My Name is Jack - Manfred Mann

Fontana single, 1968

The Mann’s blame the failure of this song to achieve U.S. chart placement on the controversy surrounding the lyric “ comes superspade who really puts it on” (changed to “ comes superman” for the American market) but if we’re being honest about it there is no way this nursery rhyme of a song could have been taken in by the American buying public. Though its true that the lyrics are, in themselves, a fabulous nursery rhyme, it’s the recorders (played by Klaus Voorman) that catapult this song to the top 20 of our list.



William Chalker's Time Machine - The Lemon Tree

Parlophone single, 1968

Ace Kefford left one of the coolest bands in the world and created one of the coolest records on our list. What we think makes it so cool is the fusion of a soul backing track with fantasy lyrics. The whole thing is topped off with great singing. It’s a shame that Ace couldn’t hold it together and make this band a success but we’re glad for this one record.



(Here We Go Round) the Lemon Tree - The Move

Regal Zonophone single B-side, 1967

Perhaps we’re getting a little rude by listing a song about a peeping Tom hoping to turn his crazy neighbor’s lemons into cider but we believe that any rewrite of Here We Go Round the Mulberry Bush should be included here.











Baked Jam Roll in Your Eye – Timebox

Deram single, 1969

Talented soul outfit Timebox takes a stab at a nonsense song about Martians and yet the action all somehow centers on the bizarre title. Buried in the lyrics seems to be a strange sort of anti-war message but the song is such a fun mess that we see no reason to take in seriously... except of course as a great addition to our Toytown list.



Gilbert Green - Gerry Marsden

CBS single, 1967

If ever a song and a singer were a perfect match it has got to be Gilbert Green and Gerry Marsden. What’s so neat about this record is that the production is big without being pretentious or heavy-handed – it’s just perfectly suited to the song. The one disappointment is that we never get to hear Gilbert Green’s song about “laughing men and yellow beans.”





Glass House Green, Splinter Red - Kinsmen

Decca single, 1968

Flutes, a snare drum, a piccolo trumpet and a dead gardener – how perfect can one song be for our Toytown list? Don’t let the violent death get you down because John Pantry created an amazingly clever pop song both lyrically and melodically and the Kinsmen do it justice with a great arrangement. Check out Pantry’s excellent demo on The Upside Down World of John Pantry (Tenth Planet). We consider that LP to be the best reissue of British Pop music… of all time. Put that in your greenhouse and grow it!

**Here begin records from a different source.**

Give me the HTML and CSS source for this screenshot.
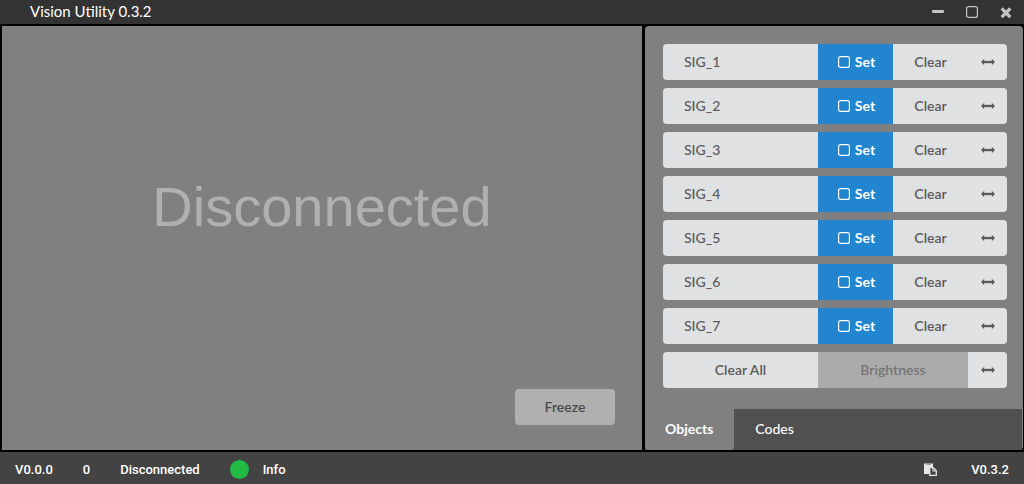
FILE: index.html
```html
<!DOCTYPE html>
<html lang="en">
<head>
    <meta charset="UTF-8">
    <meta name="viewport" content="width=device-width, initial-scale=1.0">
    <title>Vision Utility</title>
    <link rel="stylesheet" href="styles.css">
</head>
<body>
    <svg class="defs" aria-hidden="true">
        <symbol id="icon-square" viewBox="0 0 12 12">
            <rect x="0.6" y="0.6" width="10.8" height="10.8" rx="2" fill="none" stroke="currentColor" stroke-width="1.2"/>
        </symbol>
        <symbol id="icon-arrows" viewBox="0 0 14 6">
            <path d="M0.2 3 3 0.2V2h8V0.2L13.8 3 11 5.8V4H3v1.8z" fill="currentColor" stroke="currentColor" stroke-width="0.3"/>
        </symbol>
    </svg>

    <header class="titlebar">
        <span class="title">Vision Utility 0.3.2</span>
        <div class="window-controls">
            <button type="button" aria-label="Minimize">
                <svg width="12" height="12" viewBox="0 0 12 12"><rect y="4" width="12" height="3" rx="1" fill="currentColor"/></svg>
            </button>
            <button type="button" aria-label="Maximize">
                <svg width="12" height="12"><use href="#icon-square"/></svg>
            </button>
            <button type="button" aria-label="Close">
                <svg width="12" height="12" viewBox="0 0 12 12"><path d="M2.8 3.6 9.2 10M9.2 3.6 2.8 10" stroke="currentColor" stroke-width="3.2" stroke-linecap="square"/></svg>
            </button>
        </div>
    </header>

    <main class="workspace">
        <section class="view">
            <div class="message">Disconnected</div>
            <button type="button" class="button freeze" disabled>Freeze</button>
        </section>

        <section class="side">
            <div class="objects" id="objects">
                <div class="row all">
                    <button type="button" class="button name">Clear All</button>
                    <button type="button" class="button brightness" disabled>Brightness</button>
                    <button type="button" class="button range" aria-label="Brightness range"><svg width="14" height="6"><use href="#icon-arrows"/></svg></button>
                </div>
            </div>
            <nav class="tabs">
                <a href="#objects" class="tab active">Objects</a>
                <a href="#codes" class="tab">Codes</a>
            </nav>
        </section>
    </main>

    <footer class="statusbar">
        <span class="firmware">V0.0.0</span>
        <span class="count">0</span>
        <span class="state">Disconnected</span>
        <span class="light"></span>
        <span>Info</span>
        <button type="button" class="copy" aria-label="Copy">
            <svg width="13" height="13" viewBox="0 0 13 13">
                <path d="M0 0.5h9V4H5v7H0z" fill="currentColor"/>
                <path d="M2 1.5h5" stroke="#8a8a8a" stroke-width="0.8"/>
                <path d="M5.7 4.7h3.6L12.3 7.7V12.3H5.7z" fill="#434343" stroke="currentColor" stroke-width="1.3"/>
                <path d="M9 5v3h3" fill="none" stroke="currentColor" stroke-width="1.1"/>
            </svg>
        </button>
        <span>V0.3.2</span>
    </footer>

    <script>
        const objects = document.getElementById('objects');
        const lastRow = objects.querySelector('.all');

        // One row per color signature
        for (let i = 1; i <= 7; i++) {
            const row = document.createElement('div');
            row.className = 'row';
            row.innerHTML = `
                <input class="name" type="text" value="SIG_${i}" aria-label="Signature ${i} name">
                <button type="button" class="button set"><svg width="12" height="12"><use href="#icon-square"/></svg>Set</button>
                <button type="button" class="button clear">Clear</button>
                <button type="button" class="button range" aria-label="Signature ${i} range"><svg width="14" height="6"><use href="#icon-arrows"/></svg></button>`;
            objects.insertBefore(row, lastRow);
        }
    </script>
</body>
</html>
```
FILE: styles.css
```css
* {
    box-sizing: border-box;
}
body {
    margin: 0;
    min-height: 100vh;
    display: flex;
    flex-direction: column;
    background: #000;
    color: #fff;
    font-family: Lato, sans-serif;
    font-size: 14px;
}
button, input {
    font: inherit;
    margin: 0;
    padding: 0;
    border: none;
    border-radius: 0;
    background: none;
}
.defs {
    display: none;
}
.titlebar {
    height: 24px;
    padding: 0 12px 0 30px;
    display: flex;
    align-items: center;
    justify-content: space-between;
    background: #333;
    font-size: 15px;
}
.title {
    padding-bottom: 2px;
}
.window-controls {
    display: flex;
    gap: 22px;
}
.window-controls button {
    display: flex;
    color: #c4c4c4;
}
.workspace {
    flex: 1;
    display: flex;
    gap: 3px;
    padding: 2px 1px 2px 2px;
}
.view {
    flex: 1;
    display: flex;
    flex-direction: column;
    background: #808080;
}
.message {
    flex: 1;
    padding-bottom: 2px;
    display: flex;
    align-items: center;
    justify-content: center;
    color: #b0b0b0;
    font-family: "Liberation Sans", Arial, sans-serif;
    font-size: 56px;
    line-height: 64px;
}
.button {
    height: 36px;
    padding-bottom: 2px;
    display: flex;
    align-items: center;
    justify-content: center;
    background: #e0e1e2;
    color: #5a5a5a;
    font-weight: 600;
}
.freeze {
    width: 100px;
    margin: 0 27px 25px 0;
    align-self: flex-end;
    border-radius: 4px;
    background: #b0b0b0;
    color: #4a4a4a;
}
.side {
    width: 378px;
    display: flex;
    flex-direction: column;
    border-radius: 4px;
    background: #808080;
}
.objects {
    flex: 1;
    display: flex;
    flex-direction: column;
    gap: 8px;
    padding: 18px 16px 21px 18px;
}
.row {
    display: flex;
    border-radius: 4px;
    overflow: hidden;
}
.name {
    flex: 1;
    min-width: 0;
    height: 36px;
}
input.name {
    padding: 0 21px 2px;
    background: #e0e1e2;
    color: #5a5a5a;
    font-weight: 500;
}
.set {
    width: 75px;
    padding-left: 2px;
    gap: 5px;
    background: #2185d0;
    color: #fff;
    font-weight: 700;
}
.set svg {
    margin-top: 1px;
}
.clear {
    width: 75px;
}
.range {
    width: 39px;
    padding: 0;
}
.brightness {
    width: 150px;
    background: #ababab;
    color: #757575;
}
.tabs {
    height: 41px;
    margin-right: 1px;
    display: flex;
    background: #505050;
}
.tab {
    padding: 0 21px 2px;
    display: flex;
    align-items: center;
    color: #fff;
    text-decoration: none;
    font-weight: 500;
}
.tab.active {
    padding-left: 20px;
    border-radius: 0 0 4px 4px;
    background: #808080;
    font-weight: 700;
}
.statusbar {
    height: 32px;
    padding: 2px 15px 0;
    display: flex;
    align-items: center;
    background: #434343;
    font-family: Roboto, Arial, sans-serif;
    font-size: 13px;
    font-weight: 500;
}
.count {
    margin: 0 30px;
}
.light {
    width: 19px;
    height: 19px;
    margin: 0 14px 0 30px;
    border-radius: 50%;
    background: #21ba45;
}
.copy {
    margin: 0 34px 0 auto;
    display: flex;
    color: #e6e6e6;
}
```
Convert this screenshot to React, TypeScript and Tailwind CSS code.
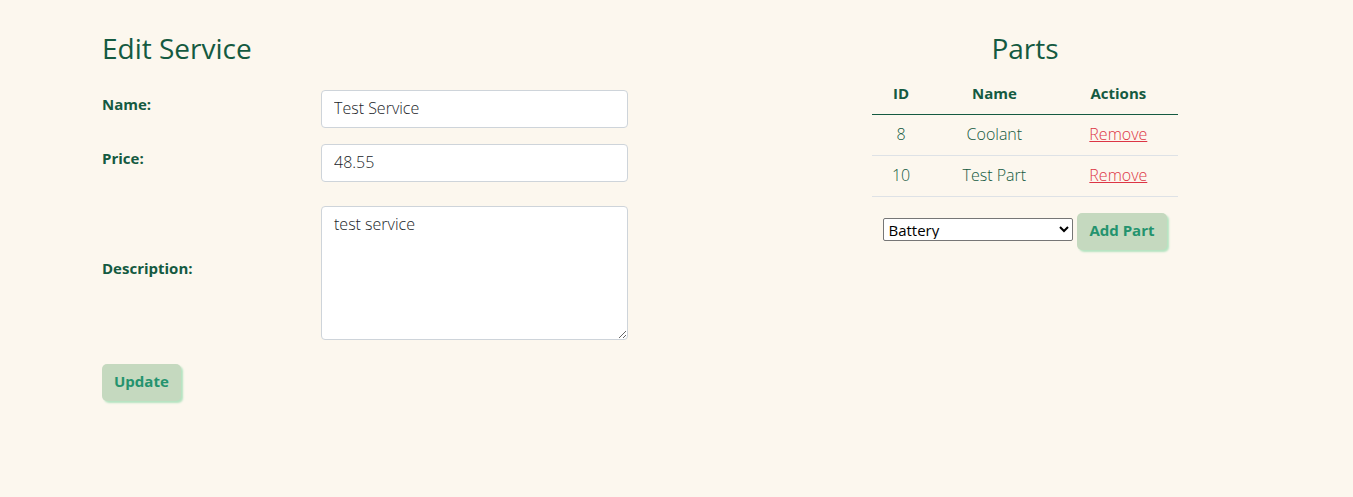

John Pantry---Writer/ Singer/ Musician/ Engineer/ Vicar


Our Fairy Tale - The Herd

Fontana single, 1968

Back in my high school days the girls swooned to Frampton Comes Alive but little did they know that Peter was in a really cool band before he became a mega star. In fact before he came alive he also wrote some pretty good songs like this one with Andy Bown. Yes it’s more of a love song than it is toytown but the metaphoric “fairy tale” seems to fit (hey, it’s our list!). Besides how can we resist a line like: show us the way to our next entry...



Mr. Small the Watch Repair Man – Kaleidoscope

LP track from Tangerine Dream, 1967

What we like about this song is that it’s quaint without being trite and that’s no mean feat with the topic of a small-town tradesman who dies alone. True the theme is similar to Grocer Jack but this song doesn’t have a happy ending. In fact we’re left to wonder who is going to fix the watches and clocks in the town. More than likely someone will move in and charge the townspeople too much. So it’s very sad but there must be sadness in Toytown from time to time. What better band could there be to deliver the news?


Ye Olde Toffee Shoppe - The Hollies

LP track from Evolution, 1967

The Hollies come through with our first truly happy song of the top 20 and one of the cutest songs on the list. No metaphors and no deep message here; just a great melodic song about a candy shop and the old lady who runs it. The song is highlighted by harpsichord, flute and some amazing harmonies by Graham Nash and Alan Clarke. A real treat. Favorite toytown lyric: Gobstoppers in my pockets, brown sugar in my hand, lollies you suck that last all day and sugar that looks like sand



Leave Me Here - The 23rd Turnoff

Deram single B-side, 1967

This wonderful track is sometimes overshadowed by its A-side (Michaelangelo) but in many ways it’s the better of the two songs. Just a guitar, some voices and someone pounding on cardboard box (or the like) makes for a magical mixture of Wind in the Willows meets Lennon and McCartney. Perpetrated by the talented Jimmy Campbell this is quite simply one of his best songs and one of our favorites. Favorite toytown lyric: Boys in yellow and green, all going to see the Queen.